***** Dataset excerpt
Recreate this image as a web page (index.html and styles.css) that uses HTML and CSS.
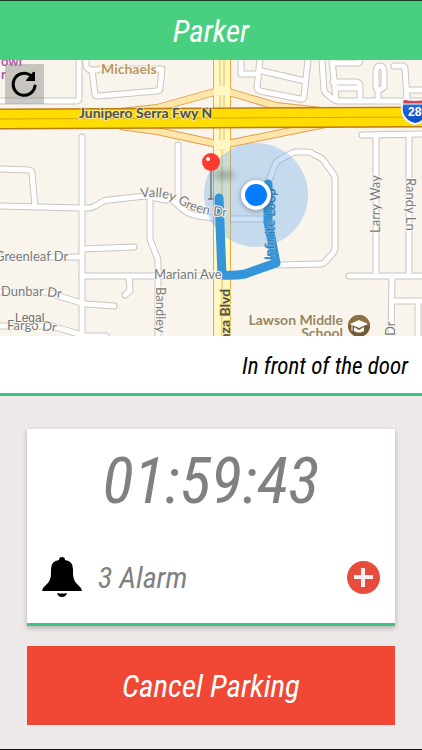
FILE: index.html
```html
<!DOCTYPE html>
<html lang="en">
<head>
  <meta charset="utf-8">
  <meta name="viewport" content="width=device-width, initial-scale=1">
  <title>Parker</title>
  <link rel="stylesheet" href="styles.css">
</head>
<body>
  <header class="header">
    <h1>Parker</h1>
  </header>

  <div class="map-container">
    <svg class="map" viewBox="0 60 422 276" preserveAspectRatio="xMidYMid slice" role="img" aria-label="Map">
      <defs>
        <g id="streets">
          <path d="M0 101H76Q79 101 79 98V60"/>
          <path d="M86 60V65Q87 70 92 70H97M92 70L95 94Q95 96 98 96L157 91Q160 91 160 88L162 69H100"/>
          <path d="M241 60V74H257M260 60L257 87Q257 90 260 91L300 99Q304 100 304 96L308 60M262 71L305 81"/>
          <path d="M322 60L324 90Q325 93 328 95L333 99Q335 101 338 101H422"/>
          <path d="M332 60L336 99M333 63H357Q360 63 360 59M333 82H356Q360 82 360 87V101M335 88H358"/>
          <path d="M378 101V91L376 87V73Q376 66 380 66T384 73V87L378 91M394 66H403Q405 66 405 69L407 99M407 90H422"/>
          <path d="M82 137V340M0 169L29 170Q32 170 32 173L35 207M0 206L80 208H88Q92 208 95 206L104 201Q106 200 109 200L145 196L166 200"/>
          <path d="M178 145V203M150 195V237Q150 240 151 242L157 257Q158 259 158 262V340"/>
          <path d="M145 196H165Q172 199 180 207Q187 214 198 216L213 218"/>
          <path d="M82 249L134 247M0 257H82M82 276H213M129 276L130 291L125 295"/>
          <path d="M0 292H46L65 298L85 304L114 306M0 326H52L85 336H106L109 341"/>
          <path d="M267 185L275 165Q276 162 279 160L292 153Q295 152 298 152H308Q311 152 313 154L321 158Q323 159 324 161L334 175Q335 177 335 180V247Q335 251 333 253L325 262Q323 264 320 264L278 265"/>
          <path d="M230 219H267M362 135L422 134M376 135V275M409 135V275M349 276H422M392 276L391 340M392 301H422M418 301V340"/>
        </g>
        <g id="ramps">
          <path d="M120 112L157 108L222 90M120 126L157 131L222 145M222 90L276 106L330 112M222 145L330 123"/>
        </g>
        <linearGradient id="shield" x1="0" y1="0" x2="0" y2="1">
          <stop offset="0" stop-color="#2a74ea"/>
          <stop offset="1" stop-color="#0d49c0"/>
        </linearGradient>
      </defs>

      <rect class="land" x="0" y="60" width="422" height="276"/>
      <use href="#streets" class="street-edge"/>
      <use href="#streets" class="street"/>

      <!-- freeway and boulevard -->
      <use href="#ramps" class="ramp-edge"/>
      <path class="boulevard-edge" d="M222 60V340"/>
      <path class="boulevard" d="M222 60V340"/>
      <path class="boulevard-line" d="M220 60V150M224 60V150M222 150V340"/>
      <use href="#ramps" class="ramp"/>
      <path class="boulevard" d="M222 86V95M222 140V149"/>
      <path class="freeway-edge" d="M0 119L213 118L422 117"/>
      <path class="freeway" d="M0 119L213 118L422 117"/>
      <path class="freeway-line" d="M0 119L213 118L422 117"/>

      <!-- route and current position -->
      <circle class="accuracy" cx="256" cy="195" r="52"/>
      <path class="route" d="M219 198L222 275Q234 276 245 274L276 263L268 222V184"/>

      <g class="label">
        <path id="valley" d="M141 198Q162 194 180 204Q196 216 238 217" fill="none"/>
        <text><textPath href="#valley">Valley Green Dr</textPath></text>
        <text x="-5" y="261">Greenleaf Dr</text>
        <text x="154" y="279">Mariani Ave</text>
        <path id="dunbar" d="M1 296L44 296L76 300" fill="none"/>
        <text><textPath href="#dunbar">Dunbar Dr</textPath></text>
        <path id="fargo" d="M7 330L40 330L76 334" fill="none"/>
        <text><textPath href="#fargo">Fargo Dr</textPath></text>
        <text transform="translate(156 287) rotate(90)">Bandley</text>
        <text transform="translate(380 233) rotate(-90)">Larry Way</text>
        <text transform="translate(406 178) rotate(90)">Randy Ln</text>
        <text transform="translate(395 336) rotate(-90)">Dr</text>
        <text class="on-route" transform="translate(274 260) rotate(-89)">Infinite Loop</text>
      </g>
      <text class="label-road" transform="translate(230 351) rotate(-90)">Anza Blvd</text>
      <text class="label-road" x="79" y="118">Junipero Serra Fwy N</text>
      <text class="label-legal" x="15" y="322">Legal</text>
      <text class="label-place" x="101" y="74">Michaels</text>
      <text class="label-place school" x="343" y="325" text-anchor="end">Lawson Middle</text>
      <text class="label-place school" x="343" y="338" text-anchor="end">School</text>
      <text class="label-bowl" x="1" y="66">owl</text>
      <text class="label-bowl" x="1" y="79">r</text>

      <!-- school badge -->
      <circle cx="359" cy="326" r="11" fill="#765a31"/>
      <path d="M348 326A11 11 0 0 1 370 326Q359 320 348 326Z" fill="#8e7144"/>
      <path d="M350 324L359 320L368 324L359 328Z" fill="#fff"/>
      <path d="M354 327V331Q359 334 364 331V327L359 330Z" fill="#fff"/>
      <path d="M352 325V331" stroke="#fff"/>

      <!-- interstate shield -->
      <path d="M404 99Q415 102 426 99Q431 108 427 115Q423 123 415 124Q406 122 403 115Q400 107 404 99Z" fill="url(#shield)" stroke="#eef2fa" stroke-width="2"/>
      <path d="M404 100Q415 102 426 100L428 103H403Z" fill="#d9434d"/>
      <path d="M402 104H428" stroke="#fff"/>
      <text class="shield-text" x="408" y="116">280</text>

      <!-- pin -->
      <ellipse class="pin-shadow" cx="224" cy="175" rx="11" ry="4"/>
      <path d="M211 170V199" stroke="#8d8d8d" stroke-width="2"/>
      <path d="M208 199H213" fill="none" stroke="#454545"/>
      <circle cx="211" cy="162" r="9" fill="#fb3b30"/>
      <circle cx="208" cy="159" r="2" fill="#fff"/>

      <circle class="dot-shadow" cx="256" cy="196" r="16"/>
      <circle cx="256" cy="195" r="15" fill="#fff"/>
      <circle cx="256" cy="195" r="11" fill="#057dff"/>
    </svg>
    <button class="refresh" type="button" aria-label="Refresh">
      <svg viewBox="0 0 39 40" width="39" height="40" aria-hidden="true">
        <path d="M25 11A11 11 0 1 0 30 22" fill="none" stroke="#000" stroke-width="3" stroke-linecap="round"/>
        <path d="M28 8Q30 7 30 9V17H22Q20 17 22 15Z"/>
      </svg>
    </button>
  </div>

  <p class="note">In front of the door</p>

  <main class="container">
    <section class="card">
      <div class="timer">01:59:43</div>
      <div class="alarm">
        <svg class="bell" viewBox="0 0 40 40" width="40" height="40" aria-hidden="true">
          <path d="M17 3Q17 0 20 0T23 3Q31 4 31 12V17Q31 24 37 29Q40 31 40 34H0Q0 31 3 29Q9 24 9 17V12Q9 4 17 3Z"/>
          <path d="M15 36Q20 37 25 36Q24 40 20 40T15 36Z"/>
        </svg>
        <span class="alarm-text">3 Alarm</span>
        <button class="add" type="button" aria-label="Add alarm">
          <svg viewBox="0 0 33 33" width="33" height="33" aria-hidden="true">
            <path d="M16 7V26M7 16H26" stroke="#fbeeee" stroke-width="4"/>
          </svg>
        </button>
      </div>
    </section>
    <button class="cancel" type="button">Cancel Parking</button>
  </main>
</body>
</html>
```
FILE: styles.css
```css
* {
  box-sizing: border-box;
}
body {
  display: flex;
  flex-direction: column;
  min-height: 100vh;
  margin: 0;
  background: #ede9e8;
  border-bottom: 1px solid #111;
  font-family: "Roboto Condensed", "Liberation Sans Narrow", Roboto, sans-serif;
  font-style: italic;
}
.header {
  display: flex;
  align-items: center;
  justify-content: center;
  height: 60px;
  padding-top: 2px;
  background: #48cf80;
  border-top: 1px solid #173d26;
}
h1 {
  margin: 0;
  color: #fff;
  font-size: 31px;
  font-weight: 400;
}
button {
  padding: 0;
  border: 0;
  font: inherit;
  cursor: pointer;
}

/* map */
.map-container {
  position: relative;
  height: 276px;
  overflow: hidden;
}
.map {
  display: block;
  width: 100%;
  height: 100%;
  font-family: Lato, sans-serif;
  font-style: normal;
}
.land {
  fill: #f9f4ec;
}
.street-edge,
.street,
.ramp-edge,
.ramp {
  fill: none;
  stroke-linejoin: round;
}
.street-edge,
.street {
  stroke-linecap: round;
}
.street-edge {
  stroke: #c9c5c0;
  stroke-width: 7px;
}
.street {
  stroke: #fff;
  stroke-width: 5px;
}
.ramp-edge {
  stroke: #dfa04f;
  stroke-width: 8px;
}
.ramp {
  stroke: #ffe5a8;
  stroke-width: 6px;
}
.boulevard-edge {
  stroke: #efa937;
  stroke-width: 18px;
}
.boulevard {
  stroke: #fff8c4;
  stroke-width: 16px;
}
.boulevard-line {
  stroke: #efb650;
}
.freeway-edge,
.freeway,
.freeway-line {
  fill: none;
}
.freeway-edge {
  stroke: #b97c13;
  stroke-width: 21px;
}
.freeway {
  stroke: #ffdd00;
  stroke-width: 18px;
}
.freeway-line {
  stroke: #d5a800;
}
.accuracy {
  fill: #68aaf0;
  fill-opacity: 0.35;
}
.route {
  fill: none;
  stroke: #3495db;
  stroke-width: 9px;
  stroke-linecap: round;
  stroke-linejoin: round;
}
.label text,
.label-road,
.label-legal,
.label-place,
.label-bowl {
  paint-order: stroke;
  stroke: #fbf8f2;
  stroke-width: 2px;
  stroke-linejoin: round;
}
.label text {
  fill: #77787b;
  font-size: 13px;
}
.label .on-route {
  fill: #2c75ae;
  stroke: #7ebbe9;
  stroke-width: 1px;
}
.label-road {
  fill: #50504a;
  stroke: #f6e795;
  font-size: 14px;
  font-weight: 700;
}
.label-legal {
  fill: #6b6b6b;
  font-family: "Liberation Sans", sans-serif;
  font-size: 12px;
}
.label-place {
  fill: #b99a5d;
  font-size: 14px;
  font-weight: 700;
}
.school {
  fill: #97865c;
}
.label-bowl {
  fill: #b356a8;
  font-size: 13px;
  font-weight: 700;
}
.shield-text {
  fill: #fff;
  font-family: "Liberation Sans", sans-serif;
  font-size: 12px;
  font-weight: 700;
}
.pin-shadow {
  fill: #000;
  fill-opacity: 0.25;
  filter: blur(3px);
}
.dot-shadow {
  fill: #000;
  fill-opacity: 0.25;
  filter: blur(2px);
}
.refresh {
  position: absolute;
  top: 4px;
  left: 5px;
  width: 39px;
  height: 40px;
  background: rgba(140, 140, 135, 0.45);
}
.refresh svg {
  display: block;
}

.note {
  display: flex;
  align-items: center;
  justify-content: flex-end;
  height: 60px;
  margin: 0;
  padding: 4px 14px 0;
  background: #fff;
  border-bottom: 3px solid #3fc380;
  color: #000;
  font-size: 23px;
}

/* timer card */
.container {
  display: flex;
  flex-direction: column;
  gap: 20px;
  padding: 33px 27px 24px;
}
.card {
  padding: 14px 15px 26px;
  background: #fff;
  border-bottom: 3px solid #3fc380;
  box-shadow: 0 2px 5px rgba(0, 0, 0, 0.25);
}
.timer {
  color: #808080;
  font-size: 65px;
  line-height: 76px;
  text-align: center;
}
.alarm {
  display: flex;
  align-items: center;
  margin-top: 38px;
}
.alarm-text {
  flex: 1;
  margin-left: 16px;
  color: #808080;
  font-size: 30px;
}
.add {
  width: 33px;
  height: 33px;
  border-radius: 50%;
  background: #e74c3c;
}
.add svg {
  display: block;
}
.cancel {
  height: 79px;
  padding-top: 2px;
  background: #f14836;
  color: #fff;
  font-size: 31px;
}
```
**********
• **Your task**
Copy each line above that contains the string "index".

• **Task result**
Recreate this image as a web page (index.html and styles.css) that uses HTML and CSS.
FILE: index.html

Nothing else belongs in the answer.